Angel Falls

Description

288 pages
$19.95
ISBN 1-55013-871-5
DDC C813'.54

Author

Publisher

Year

1997

Contributor

Reviewed by June M. Blurton

June M. Blurton is a retired speech/language pathologist.

Review

As this first novel by Tim Wynveen opens, Ben, a successful
Toronto-based studio musician, retires to the Northern Ontario woods to
a house built by his grandfather years earlier.

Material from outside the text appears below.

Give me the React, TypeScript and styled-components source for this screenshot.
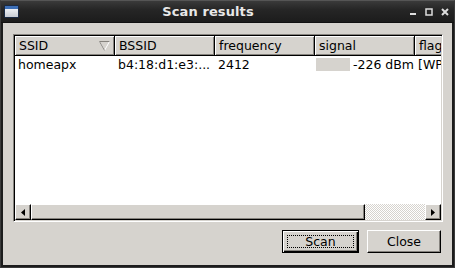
import styled, { createGlobalStyle } from "styled-components";

const Global = createGlobalStyle`
  html, body { margin: 0; padding: 0; background: #1e1e1e; }
  body { font-family: "DejaVu Sans", sans-serif; }
`;

const Window = styled.div`
  width: 455px;
  height: 268px;
  display: flex;
  flex-direction: column;
  background: #1c1c1c;
  box-sizing: border-box;
  border: 1px solid #3a3a3a;
  border-top-color: #555;
`;

const TitleBar = styled.div`
  height: 21px;
  display: flex;
  align-items: center;
  padding: 0 5px 0 3px;
  background: linear-gradient(#3a3a3a, #262626 40%, #1c1c1c);
  border-bottom: 1px solid #111;
`;

const AppIcon = styled.div`
  width: 15px;
  height: 13px;
  border-radius: 1px;
  background: linear-gradient(#3d6fb7 0 3px, #eef0f4 3px, #c8ccd4);
  border: 1px solid #1a2a44;
  box-sizing: border-box;
`;

const Title = styled.div`
  flex: 1;
  text-align: center;
  color: #e8e8e8;
  font-weight: bold;
  font-size: 13px;
  letter-spacing: 0.1px;
  padding-right: 12px;
`;

const Controls = styled.div`
  display: flex;
  align-items: center;
  gap: 8px;
`;

const Body = styled.div`
  flex: 1;
  margin: 0 2px 2px 2px;
  background: #d6d3ce;
  display: flex;
  flex-direction: column;
  padding: 11px 9px 12px 10px;
  gap: 8px;
`;

const Frame = styled.div`
  flex: 1;
  display: flex;
  flex-direction: column;
  border: 1px solid;
  border-color: #86837e #fff #fff #86837e;
  box-shadow: inset 1px 1px 0 #000, inset -1px -1px 0 #d6d3ce;
  padding: 1px;
  background: #fff;
  overflow: hidden;
`;

const Viewport = styled.div`
  flex: 1;
  overflow: hidden;
  font-size: 12.5px;
  color: #000;
`;

const Grid = styled.div`
  display: grid;
  grid-template-columns: 100px 100px 100px 100px 100px;
`;

const HeadCell = styled.div`
  height: 20px;
  box-sizing: border-box;
  background: #d6d3ce;
  border-right: 1px solid #000;
  border-bottom: 1px solid #000;
  box-shadow: inset 1px 1px 0 #fff, inset -1px -1px 0 #86837e;
  padding: 0 4px;
  display: flex;
  align-items: center;
  justify-content: space-between;
  white-space: nowrap;
`;

const Cell = styled.div`
  height: 16px;
  padding: 0 3px;
  display: flex;
  align-items: center;
  gap: 3px;
  white-space: nowrap;
  overflow: hidden;
`;

const SignalBar = styled.div`
  width: 34px;
  height: 13px;
  background: #d6d3ce;
  flex: none;
  margin-left: -2px;
`;

const HScroll = styled.div`
  height: 16px;
  display: flex;
  background: #d6d3ce;
`;

const Arrow = styled.div`
  width: 16px;
  height: 16px;
  box-sizing: border-box;
  border: 1px solid;
  border-color: #fff #000 #000 #fff;
  box-shadow: inset -1px -1px 0 #86837e;
  display: flex;
  align-items: center;
  justify-content: center;
  background: #d6d3ce;
`;

const Thumb = styled.div<{ $w: number }>`
  width: ${(p) => p.$w}px;
  height: 16px;
  box-sizing: border-box;
  border: 1px solid;
  border-color: #fff #000 #000 #fff;
  box-shadow: inset -1px -1px 0 #86837e;
  background: #d6d3ce;
`;

const Trough = styled.div`
  flex: 1;
  background-color: #ebe9e6;
  background-image: repeating-conic-gradient(#d6d3ce 0 25%, #fff 0 50%);
  background-size: 2px 2px;
`;

const Buttons = styled.div`
  display: flex;
  justify-content: flex-end;
  gap: 8px;
  padding-right: 2px;
`;

const Button = styled.div<{ $default?: boolean }>`
  width: ${(p) => (p.$default ? 77 : 74)}px;
  height: 23px;
  box-sizing: border-box;
  display: flex;
  align-items: center;
  justify-content: center;
  font-size: 12.5px;
  background: #d6d3ce;
  border: 1px solid;
  border-color: ${(p) => (p.$default ? "#000" : "#fff #000 #000 #fff")};
  box-shadow: ${(p) =>
    p.$default
      ? "inset 1px 1px 0 #fff, inset -1px -1px 0 #000, inset -2px -2px 0 #86837e"
      : "inset -1px -1px 0 #86837e"};
  position: relative;
`;

const Focus = styled.div`
  position: absolute;
  inset: 4px;
  border: 1px dotted #000;
`;

const SortMark = () => (
  <svg width="11" height="10" viewBox="0 0 11 10">
    <path d="M0.5 0.5 H10.5 L5.5 9.5 Z" fill="none" stroke="#fff" />
    <path d="M0.5 0.5 H10.5 M0.5 0.5 L5.5 9.5" fill="none" stroke="#86837e" />
  </svg>
);

export default function App() {
  return (
    <>
      <Global />
      <Window>
        <TitleBar>
          <AppIcon />
          <Title>Scan results</Title>
          <Controls>
            <svg width="8" height="8" viewBox="0 0 8 8">
              <rect x="1" y="5" width="6" height="2" fill="#ddd" />
            </svg>
            <svg width="8" height="8" viewBox="0 0 8 8">
              <rect x="1" y="1" width="6" height="6" fill="none" stroke="#ddd" strokeWidth="1.5" />
            </svg>
            <svg width="8" height="8" viewBox="0 0 8 8">
              <path d="M1 1 L7 7 M7 1 L1 7" stroke="#ddd" strokeWidth="2" />
            </svg>
          </Controls>
        </TitleBar>
        <Body>
          <Frame>
            <Viewport>
              <Grid>
                <HeadCell>
                  SSID <SortMark />
                </HeadCell>
                <HeadCell>BSSID</HeadCell>
                <HeadCell>frequency</HeadCell>
                <HeadCell>signal</HeadCell>
                <HeadCell>flags</HeadCell>
                <Cell>homeapx</Cell>
                <Cell>b4:18:d1:e3:...</Cell>
                <Cell>2412</Cell>
                <Cell>
                  <SignalBar />
                  -226 dBm
                </Cell>
                <Cell>[WPA2-PSK-CCMP][ESS]</Cell>
              </Grid>
            </Viewport>
            <HScroll>
              <Arrow>
                <svg width="4" height="7" viewBox="0 0 4 7">
                  <path d="M4 0 V7 L0 3.5 Z" fill="#000" />
                </svg>
              </Arrow>
              <Thumb $w={334} />
              <Trough />
              <Arrow>
                <svg width="4" height="7" viewBox="0 0 4 7">
                  <path d="M0 0 V7 L4 3.5 Z" fill="#000" />
                </svg>
              </Arrow>
            </HScroll>
          </Frame>
          <Buttons>
            <Button $default>
              <Focus />
              Scan
            </Button>
            <Button>Close</Button>
          </Buttons>
        </Body>
      </Window>
    </>
  );
}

His family’s story,
which is told from two perspectives—Ben at 12 and Ben at 40—centres
on such varied and well-drawn characters as Ben’s father, who fought
in World War II and who is depressed to the point of being nearly
speechless; his mother, who shares with her father and brother an awful
secret that eventually ruins her life; his Dutch grandparents; his
French-Canadian grandfather, a magician, union organizer, and politician
who once used his crystal ball to locate the body of a murdered
teenager; and his only childhood friend, an archeology student who
becomes an arsonist.

The story twists and turns, but never loses the reader. There are vivid
descriptions of small-town life and the music scene in 1960s Toronto.
Some of the imagery is wonderful: huge pike cruising the river are
likened to “mobsters in dark sedans.” Notwithstanding its somewhat
labored resolution, Angel Falls is an engrossing tale.